◆ STORED DATA:
==============================

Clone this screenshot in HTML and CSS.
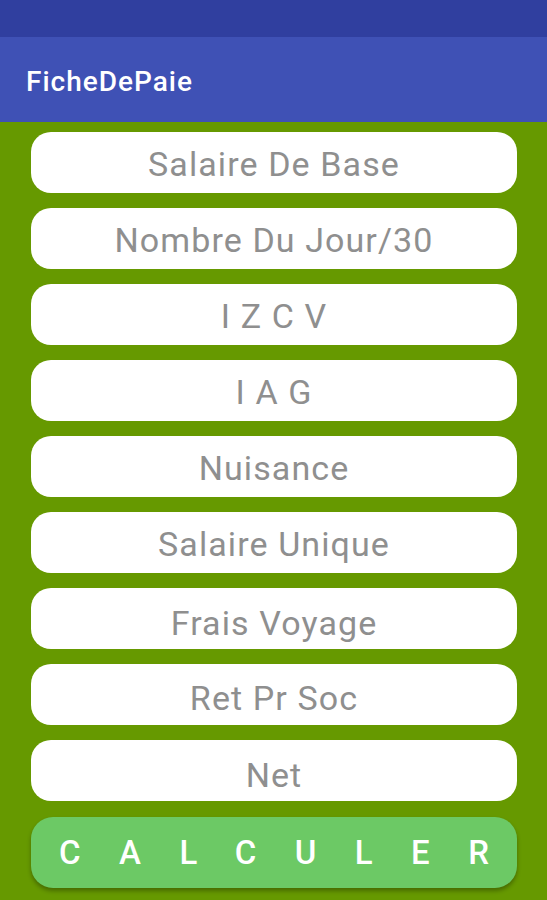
FILE: index.html
```html
<!DOCTYPE html>
<html lang="fr">
<head>
    <meta charset="UTF-8">
    <meta name="viewport" content="width=device-width, initial-scale=1.0">
    <title>FicheDePaie</title>
    <link rel="stylesheet" href="styles.css">
</head>
<body>
<div class="status-bar"></div>
<div class="app-bar">FicheDePaie</div>

<div class="form">
    <input class="field" type="text" placeholder="Salaire De Base">
    <input class="field" type="text" placeholder="Nombre Du Jour/30">
    <input class="field" type="text" placeholder="I Z C V">
    <input class="field" type="text" placeholder="I A G">
    <input class="field" type="text" placeholder="Nuisance">
    <input class="field" type="text" placeholder="Salaire Unique">
    <input class="field low" type="text" placeholder="Frais Voyage">
    <input class="field mid" type="text" placeholder="Ret Pr Soc">
    <input class="field low" type="text" placeholder="Net">
    <button class="calc-button"><span class="calc-label">CALCULER</span></button>
</div>
</body>
</html>
```

FILE: styles.css
```css
/* Основные стили */
body {
    font-family: Roboto, "Noto Sans", sans-serif;
    background-color: #669900;
    margin: 0;
    padding: 0;
    height: 900px;
    overflow: hidden;
}

.status-bar {
    height: 37px;
    background-color: #303f9f;
}

.app-bar {
    height: 85px;
    background-color: #3f51b5;
    color: #fff;
    font-size: 28px;
    font-weight: 500;
    letter-spacing: 1px;
    padding: 4px 0 0 26px;
    display: flex;
    align-items: center;
    box-sizing: border-box;
}

.form {
    display: flex;
    flex-direction: column;
    gap: 15px;
    padding: 10px 30px 0 31px;
}

.field {
    height: 61px;
    box-sizing: border-box;
    border: none;
    border-radius: 20px;
    background-color: #fff;
    font-family: Roboto, sans-serif;
    font-size: 34px;
    letter-spacing: 1.1px;
    color: #333;
    text-align: center;
    padding: 2px 10px 0;
    outline: none;
}

/* текст в некоторых полях сидит чуть ниже */
.field.mid {
    padding-top: 6px;
}

.field.low {
    padding-top: 9px;
}

.field::placeholder {
    color: #8f8f8f;
}

.calc-button {
    height: 71px;
    margin-top: 1px;
    border: none;
    border-radius: 22px;
    background-color: #6cc965;
    color: #fff;
    font-family: Roboto, sans-serif;
    font-size: 33px;
    font-weight: 500;
    box-shadow: 0 3px 4px rgba(0, 0, 0, 0.3);
    cursor: pointer;
    padding: 0;
}

.calc-label {
    letter-spacing: 38.5px;
    margin-right: -38.5px;
}
```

==============================

◆ PROBLEM TO SOLVE: All of the data above should be quoted exactly, except for the pictures.

◆ TASK OUTPUT:
Clone this screenshot in HTML and CSS.
FILE: index.html
```html
<!DOCTYPE html>
<html lang="fr">
<head>
    <meta charset="UTF-8">
    <meta name="viewport" content="width=device-width, initial-scale=1.0">
    <title>FicheDePaie</title>
    <link rel="stylesheet" href="styles.css">
</head>
<body>
<div class="status-bar"></div>
<div class="app-bar">FicheDePaie</div>

<div class="form">
    <input class="field" type="text" placeholder="Salaire De Base">
    <input class="field" type="text" placeholder="Nombre Du Jour/30">
    <input class="field" type="text" placeholder="I Z C V">
    <input class="field" type="text" placeholder="I A G">
    <input class="field" type="text" placeholder="Nuisance">
    <input class="field" type="text" placeholder="Salaire Unique">
    <input class="field low" type="text" placeholder="Frais Voyage">
    <input class="field mid" type="text" placeholder="Ret Pr Soc">
    <input class="field low" type="text" placeholder="Net">
    <button class="calc-button"><span class="calc-label">CALCULER</span></button>
</div>
</body>
</html>
```

FILE: styles.css
```css
/* Основные стили */
body {
    font-family: Roboto, "Noto Sans", sans-serif;
    background-color: #669900;
    margin: 0;
    padding: 0;
    height: 900px;
    overflow: hidden;
}

.status-bar {
    height: 37px;
    background-color: #303f9f;
}

.app-bar {
    height: 85px;
    background-color: #3f51b5;
    color: #fff;
    font-size: 28px;
    font-weight: 500;
    letter-spacing: 1px;
    padding: 4px 0 0 26px;
    display: flex;
    align-items: center;
    box-sizing: border-box;
}

.form {
    display: flex;
    flex-direction: column;
    gap: 15px;
    padding: 10px 30px 0 31px;
}

.field {
    height: 61px;
    box-sizing: border-box;
    border: none;
    border-radius: 20px;
    background-color: #fff;
    font-family: Roboto, sans-serif;
    font-size: 34px;
    letter-spacing: 1.1px;
    color: #333;
    text-align: center;
    padding: 2px 10px 0;
    outline: none;
}

/* текст в некоторых полях сидит чуть ниже */
.field.mid {
    padding-top: 6px;
}

.field.low {
    padding-top: 9px;
}

.field::placeholder {
    color: #8f8f8f;
}

.calc-button {
    height: 71px;
    margin-top: 1px;
    border: none;
    border-radius: 22px;
    background-color: #6cc965;
    color: #fff;
    font-family: Roboto, sans-serif;
    font-size: 33px;
    font-weight: 500;
    box-shadow: 0 3px 4px rgba(0, 0, 0, 0.3);
    cursor: pointer;
    padding: 0;
}

.calc-label {
    letter-spacing: 38.5px;
    margin-right: -38.5px;
}
```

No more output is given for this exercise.